Chocolate mousse

Chocolate mousse

PS Desserts
1 kg
Mark Roper

This is my favourite way of making chocolate mousse. I use a slightly undersweetened crème anglaise as the base, which makes it smooth and velvety rather than dense or airy. I use milk chocolate mousse in my Snickers dessert and a white chocolate version in my Fig tart. But this is equally delicious with just a dollop of Crème chantilly.


Quantity Ingredient
your choice of best-quality couverture chocolate, finely chopped or grated, (see variations)
300ml Crème anglaise, (see notes)
450g Whipped cream, at soft peak stage


  1. Melt the chocolate in a large heatproof bowl placed over a saucepan of barely simmering water. Let more than half of the chocolate melt before you give it a stir with a wooden spoon or rubber spatula.
  2. You want the temperature of the melted chocolate to be about 45ºC.
  3. Carefully warm the crème anglaise to about the same temperature as the chocolate, so that when they are mixed the chocolate doesn’t seize up. This is important as the chocolate will set and become unworkable if the anglaise is too cold. (If you are using white chocolate, add the softened gelatine to the anglaise when warm and stir to dissolve.)
  4. Add one-third of the warm anglaise to the melted chocolate.
  5. Using a rubber spatula, begin stirring the two together just in one section of the bowl to form a core of mixture (as if you were making a mayonnaise) — you are not mixing everything together. This will ensure that the chocolate doesn’t split.
  6. Add half of the remaining anglaise, gradually working in more of the chocolate.
  7. Now add the remaining anglaise and mix thoroughly until the mixture is smooth and shiny and looks almost elastic.
  8. While the chocolate is still very slightly warm, add one-third of the whipped cream and quickly fold through with the spatula.
  9. Allow to cool for several minutes, then fold through the remaining whipped cream. Make sure the cream is completely incorporated.
  10. The mousse is now ready to use. Spoon into serving glasses or use to fill dessert rings.If you would like to quenelle the mousse, first refrigerate it for several hours — the mousse will firm up as the chocolate sets.

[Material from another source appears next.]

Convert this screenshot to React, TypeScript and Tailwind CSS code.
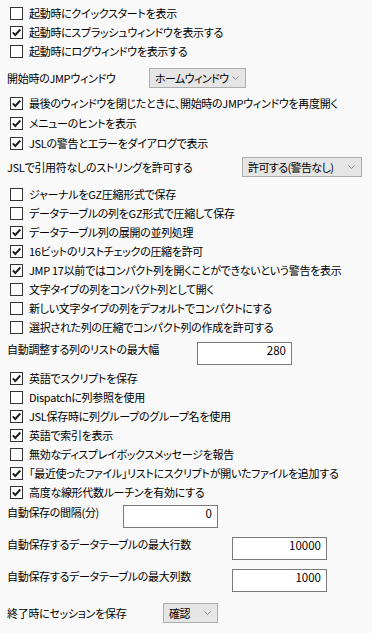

  • If making a base crème anglaise, omit 50 g of the caster sugar.

    Egg yolks “burn” if left in contact with sugar. The burning causes little nodules that are impossible to get rid of and will spoil the result, so don’t be tempted to add the sugar to the yolk until the milk mixture is hot and ready to go. And make sure you whisk them together immediately.


  • Dark chocolate mousse: Use 400 g dark chocolate.

    Milk chocolate mousse: Use 500 g milk chocolate.

    White chocolate mousse: Use 500 g white chocolate. You will need to add 4 gold-strength gelatine leaves. First soften them in iced water, then squeeze out the water and add when heating the crème anglaise.


  • If the mousse has been refrigerated and you don’t want to make quenelles, bring it up to room temperature before eating — chocolate tastes richer if it’s not too chilled.